Semavi din: Tek tanrılı olup İbrahim'in soyundan gelen peygamberlere nispet edilen Orta Doğu kökenli dinlerdir.
hiç şüphesiz rousseau'nun hedefi aydınlanma felsefesi, kozmopolitanizm ve bireysel hakların korunmasını politik toplumun meşruiyetinin kaynağı olarak gören ingiliz liberalizmidir.
Kozmopolitanizm: Bireyin insanlık adı verilen büyük komüniteye aitliğini savunan, yerel nitelikteki bağlılığın yerini evrensel bağlılığın aldığı, evrensel düşüncelerin benimsendiği, tüm dünyanın ülke ya da vatan olarak görüldüğü kavram.
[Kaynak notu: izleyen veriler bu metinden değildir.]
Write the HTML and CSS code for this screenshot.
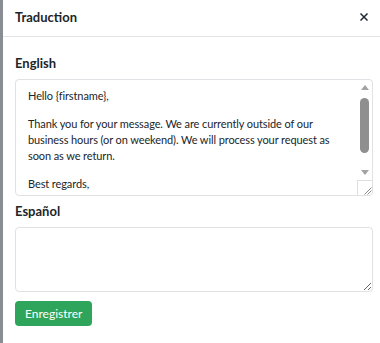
FILE: index.html
```html
<!DOCTYPE html>
<html>
<head>
<meta charset="utf-8">
<link rel="stylesheet" href="styles.css">
</head>
<body>
<div class="modal">
  <div class="modal-header">
    <h5 class="modal-title">Traduction</h5>
    <button class="close" type="button" aria-label="Fermer">
      <svg width="8" height="8" viewBox="0 0 8 8"><path d="M1 1L7 7M7 1L1 7" stroke="#1e2a36" stroke-width="1.5" stroke-linecap="square"/></svg>
    </button>
  </div>
  <div class="modal-body">
    <label class="field-label">English</label>
    <div class="field field-en">
      <div class="editor" contenteditable="true">
        <p>Hello {firstname},</p>
        <p>Thank you for your message. We are currently outside of our business hours (or on weekend). We will process your request as soon as we return.</p>
        <p>Best regards,</p>
      </div>
      <div class="scrollbar">
        <span class="sb-btn"><span class="tri tri-up"></span></span>
        <span class="sb-track"><span class="sb-thumb"></span></span>
        <span class="sb-btn"><span class="tri tri-down"></span></span>
        <span class="sb-corner">
          <svg width="14" height="14" viewBox="0 0 14 14"><path d="M13.5 6.5L6.5 13.5M13.5 9.5L9.5 13.5" stroke="#8a8a8a" stroke-width="1"/></svg>
        </span>
      </div>
    </div>
    <label class="field-label">Español</label>
    <textarea class="field field-es"></textarea>
    <button class="btn-save" type="button">Enregistrer</button>
  </div>
</div>
</body>
</html>
```
FILE: styles.css
```css
html, body {
  margin: 0;
  padding: 0;
  background: #ffffff;
}
body {
  font-family: Lato, "Noto Sans", sans-serif;
  color: #212529;
  width: 380px;
  height: 343px;
  overflow: hidden;
}
.modal {
  border-left: 3px solid #8a8c93;
  height: 343px;
  box-sizing: border-box;
}
.modal-header {
  display: flex;
  align-items: center;
  justify-content: space-between;
  height: 37px;
  box-sizing: border-box;
  padding: 0 12px 2px 12px;
  border-bottom: 1px solid #e3e4e6;
}
.modal-title {
  margin: 0;
  font-size: 13px;
  font-weight: 700;
  color: #212529;
}
.close {
  border: 0;
  background: none;
  padding: 0;
  margin: 0;
  width: 8px;
  height: 8px;
  display: flex;
}
.modal-body {
  display: flex;
  flex-direction: column;
  align-items: flex-start;
  padding: 18px 4px 0 12px;
}
.field-label {
  font-size: 13px;
  font-weight: 700;
  line-height: 16px;
  color: #212529;
  margin-bottom: 8px;
}
.field {
  display: block;
  width: 358px;
  box-sizing: border-box;
  border: 1px solid #dfe1e4;
  border-radius: 4px;
  font-family: inherit;
  font-size: 11px;
  letter-spacing: -0.1px;
  line-height: 16px;
  color: #212529;
  padding: 8px 12px;
  margin: 0 0 7px 0;
  resize: vertical;
  outline: none;
}
.field-en {
  display: flex;
  height: 117px;
  padding: 0;
  overflow: hidden;
  resize: none;
}
.editor {
  flex: 1;
  min-width: 0;
  padding: 8px 12px;
  outline: none;
  overflow: hidden;
}
.editor p {
  margin: 0 0 12px 0;
}
.editor p:last-child {
  margin-bottom: 0;
}
.scrollbar {
  width: 15px;
  flex: none;
  display: flex;
  flex-direction: column;
}
.sb-btn {
  height: 15px;
  flex: none;
  display: flex;
  align-items: center;
  justify-content: center;
}
.tri {
  width: 0;
  height: 0;
  border-left: 4px solid transparent;
  border-right: 4px solid transparent;
}
.tri-up {
  border-bottom: 5px solid #a3a3a3;
}
.tri-down {
  border-top: 5px solid #a3a3a3;
}
.sb-track {
  flex: 1;
  display: flex;
  justify-content: center;
  padding-top: 3px;
}
.sb-thumb {
  width: 9px;
  height: 55px;
  border-radius: 5px;
  background: #8f8f8f;
}
.sb-corner {
  height: 15px;
  flex: none;
  box-sizing: border-box;
  border-left: 1px solid #dedede;
  border-top: 1px solid #dedede;
  display: flex;
  align-items: flex-end;
  justify-content: flex-end;
}
.sb-corner svg {
  display: block;
}
.field-es {
  height: 65px;
  margin-bottom: 9px;
}
.btn-save {
  background: #2ea55a;
  color: #ffffff;
  border: 0;
  border-radius: 4px;
  font-family: inherit;
  font-size: 12px;
  height: 25px;
  padding: 0 10px;
}
```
ancak rousseau sadece bireyci liberalizmin değil, kamusal alanda cereyan eden demokratik ve sınırsız tartışmanın da cumhuriyete zarar vereceğini iddia ederek, kamusal tartışmanın cumhuriyetin yaşayabilmesi için sınırlandırılması gerektiğini öne sürer. anlaşılan o ki, "rousseaucu cumhuriyet", sivil dinin dogmaları ve yasakları olmadan yaşayamayan bir cumhuriyettir.
çok tanıdık bir hikaye değil mi?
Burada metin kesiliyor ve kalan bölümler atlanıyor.